John Andrews is a Competitive Webmaster and Search Engine Optimization Consultant in Seattle, Washington. This is John Andrews blog on issues of interest to the SEO community and competitive webmasters. Want to know more?

johnon.com  Competitive Web & SEO
May 8th, 2009 by john andrews

How to Recycle Newspapers

Finally I find an article that does a decent job of noting the importance of business management and strategic vision when discussing “the future of the newspaper industry”. It’s so easy to say old media doesn’t “get it”, is a dinosaur, etc. It takes a brain to say:

So as the giant media conglomerates continue to watch their kingdoms crumble, and the self-styled scribes of truth chronicle their every misstep and blunder, the rest of us will continue to vacuum up their former readers and advertisers. We’ll continue to grow. We’ll continue to adapt. We’ll continue to profit.

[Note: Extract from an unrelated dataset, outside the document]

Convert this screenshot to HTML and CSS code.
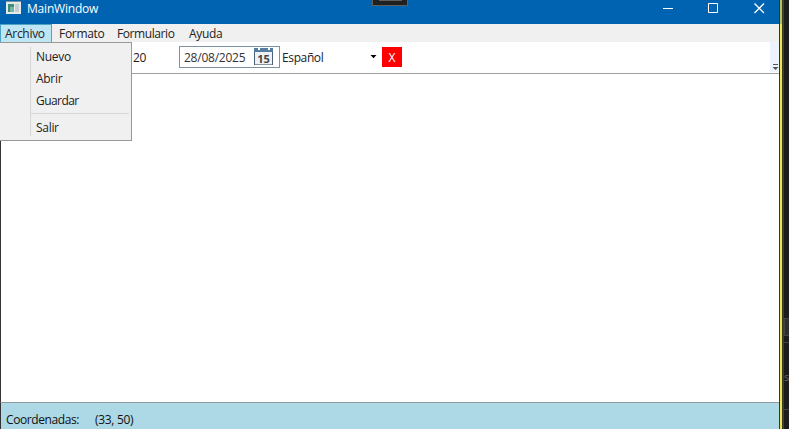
FILE: index.html
```html
<!DOCTYPE html>
<html lang="es">
<head>
<meta charset="utf-8">
<title>MainWindow</title>
<link rel="stylesheet" href="styles.css">
</head>
<body>
<div class="desktop">
  <main class="window">
    <header class="titlebar">
      <svg class="app-icon" width="16" height="14" viewBox="0 0 16 14"><path fill="#e4eae8" d="M0 0h15v13H0z"/><path fill="#7f9299" d="M0 0h15v1H0z"/><path fill="#3d8f7c" d="M2 3h6v8H2z"/><path fill="#78b3a5" d="M4 6h4v5H4z"/><path fill="#c3d0d2" d="M9 3h4v8H9z"/></svg>
      <span class="title">MainWindow</span>
      <div class="controls">
        <svg width="11" height="11" viewBox="0 0 11 11"><path d="M1 5.500h10"/></svg>
        <svg width="11" height="11" viewBox="0 0 11 11"><path d="M.5.5h9v9h-9z"/></svg>
        <svg width="11" height="11" viewBox="0 0 11 11"><path class="cross" d="M.5.5l9.500 9.500M10 .5L.5 10"/></svg>
      </div>
    </header>
    <nav class="menubar">
      <span class="menu open">Archivo</span>
      <span class="menu formato">Formato</span>
      <span class="menu formulario">Formulario</span>
      <span class="menu">Ayuda</span>
    </nav>
    <div class="toolbar">
      <span class="size">20</span>
      <div class="date">
        <span class="day">28/08/2025</span>
        <svg width="20" height="18" viewBox="0 0 20 18"><path fill="#edf1f5" stroke="#8795a5" d="M.5.5h18v16H.5z"/><path fill="#527ca0" d="M0 0h19v4H0z"/><path fill="#fff" d="M4 0h2v2H4zM14 0h2v2h-2z"/><path fill="#496078" d="M0 4h1v13H0zM18 4h1v13h-1z"/><text x="9.500" y="15">15</text></svg>
      </div>
      <span class="language">Español</span>
      <svg class="arrow" width="7" height="4" viewBox="0 0 7 4"><path d="M.5 0h6L3.500 3.300z"/></svg>
      <span class="remove">X</span>
      <div class="overflow"><svg width="7" height="8" viewBox="0 0 7 8"><path d="M1 0h5v1H1zM.5 3h6l-3 3z"/></svg></div>
    </div>
    <section class="canvas"></section>
    <footer class="status"><span class="label">Coordenadas:</span><span class="coords">(33, 50)</span></footer>
    <div class="dropdown">
      <div class="item">Nuevo</div>
      <div class="item">Abrir</div>
      <div class="item guardar">Guardar</div>
      <div class="separator"></div>
      <div class="item">Salir</div>
    </div>
    <div class="notch"></div>
  </main>
  <div class="edge"></div>
  <aside class="behind"><div class="box"></div><div class="line"></div><span>s</span><div class="line lower"></div></aside>
</div>
</body>
</html>
```
FILE: styles.css
```css
* { box-sizing: border-box; }
body { margin: 0; background: #1c1c1c; font: 12px/18px "Open Sans", sans-serif; color: #222; overflow: hidden; }
.desktop { display: flex; width: 789px; height: 429px; }
.window { position: relative; display: flex; flex-direction: column; width: 780px; background: #fff; border-right: 1px solid #343434; }
.titlebar { display: flex; height: 24px; background: #0063b1; color: #fff; padding-left: 6px; }
.app-icon { margin-top: 1px; }
.title { margin-left: 5px; letter-spacing: -.2px; }
.controls { display: flex; gap: 35px; margin: 3px 14px 0 auto; fill: none; stroke: #fff; }
.cross { stroke-width: 1.3; }
.menubar { display: flex; height: 18px; background: #f0f0f0; }
.menu { padding: 0 7px; line-height: 20px; letter-spacing: -.3px; white-space: nowrap; }
.open { width: 52px; padding: 0 4px; background: #bee6f5; border: 1px solid #4ca5c7; border-bottom: 0; line-height: 18px; }
.formato { width: 58px; }
.formulario { width: 72px; letter-spacing: -.42px; }
.toolbar { display: flex; height: 32px; border-bottom: 1px solid #a0a0a0; padding-left: 133px; }
.size { width: 46px; padding-top: 7px; letter-spacing: -.4px; }
.date { display: flex; width: 101px; height: 22px; margin-top: 4px; border: 1px solid #7c92a3; padding: 0 0 0 4px; }
.day { width: 70px; padding-top: 2px; letter-spacing: -.24px; color: #333; }
.date svg { margin-top: 1px; flex: none; }
.date text { font: bold 11px "Open Sans", sans-serif; fill: #444; text-anchor: middle; }
.language { width: 90px; padding: 7px 0 0 2px; letter-spacing: -.38px; }
.arrow { margin-top: 13px; }
.remove { width: 20px; height: 20px; margin: 5px 0 0 5px; background: #f00; color: #fff; line-height: 21px; text-align: center; }
.overflow { display: flex; width: 9px; margin-left: auto; height: 30px; background: #edf3fd; align-items: end; justify-content: end; fill: #555; }
.canvas { flex: 1; border-left: 1px solid #343434; }
.status { display: flex; height: 27px; background: #add8e6; border-top: 1px solid #8e9ca1; border-left: 1px solid #343434; padding: 8px 0 0 5px; letter-spacing: -.3px; color: #111; }
.label { width: 89px; letter-spacing: -.4px; }
.dropdown { position: absolute; left: 0; top: 42px; width: 132px; height: 99px; background: linear-gradient(#d7d7d7, #d7d7d7) 30px 4px / 1px 89px no-repeat #f0f0f0; border: 1px solid #999; border-left: 0; padding: 3px 2px; }
.item { height: 22px; padding-left: 34px; line-height: 22px; letter-spacing: -.3px; }
.guardar { letter-spacing: -.55px; }
.separator { height: 1px; background: #d7d7d7; margin: 1px 0 3px 28px; }
.notch { position: absolute; left: 372px; top: 0; width: 36px; height: 6px; background: linear-gradient(#5e5e5e, #5e5e5e) 6px 0 / 23px 1px no-repeat #202020; border: 1px solid #5e625f; border-top: 0; }
.edge { width: 4px; background: linear-gradient(#b6c052, #b6c052) 0 0 / 2px 24px no-repeat, linear-gradient(90deg, #ece34f 0 2px, #383b25 2px 3px, #07517a 3px); }
.behind { width: 5px; background: #1c1c1c; padding-top: 318px; color: #666; font-size: 11px; overflow: hidden; }
.box { height: 18px; background: #2e2e2e; border: 1px solid #444; border-right: 0; }
.line { height: 1px; background: #444; margin-top: 6px; }
.behind span { display: block; margin-top: 25px; }
.lower { margin-top: 23px; }
```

And we’ll do it all while upholding the standards of journalism that make newspapers so important. And therein lies the future of newspapers – one that’s not so gloomy for everyone.

I think every newspaperman of the period prior to 1990 would have noted that the news business is about people. To those who built all of the “newspapers” owned by the corporate media conglomerates we see crumbling today, I bet this was obvious.  Thank goodness we still have some of those types around, and can expect to see a recycling of newspapers, starting with your local community press.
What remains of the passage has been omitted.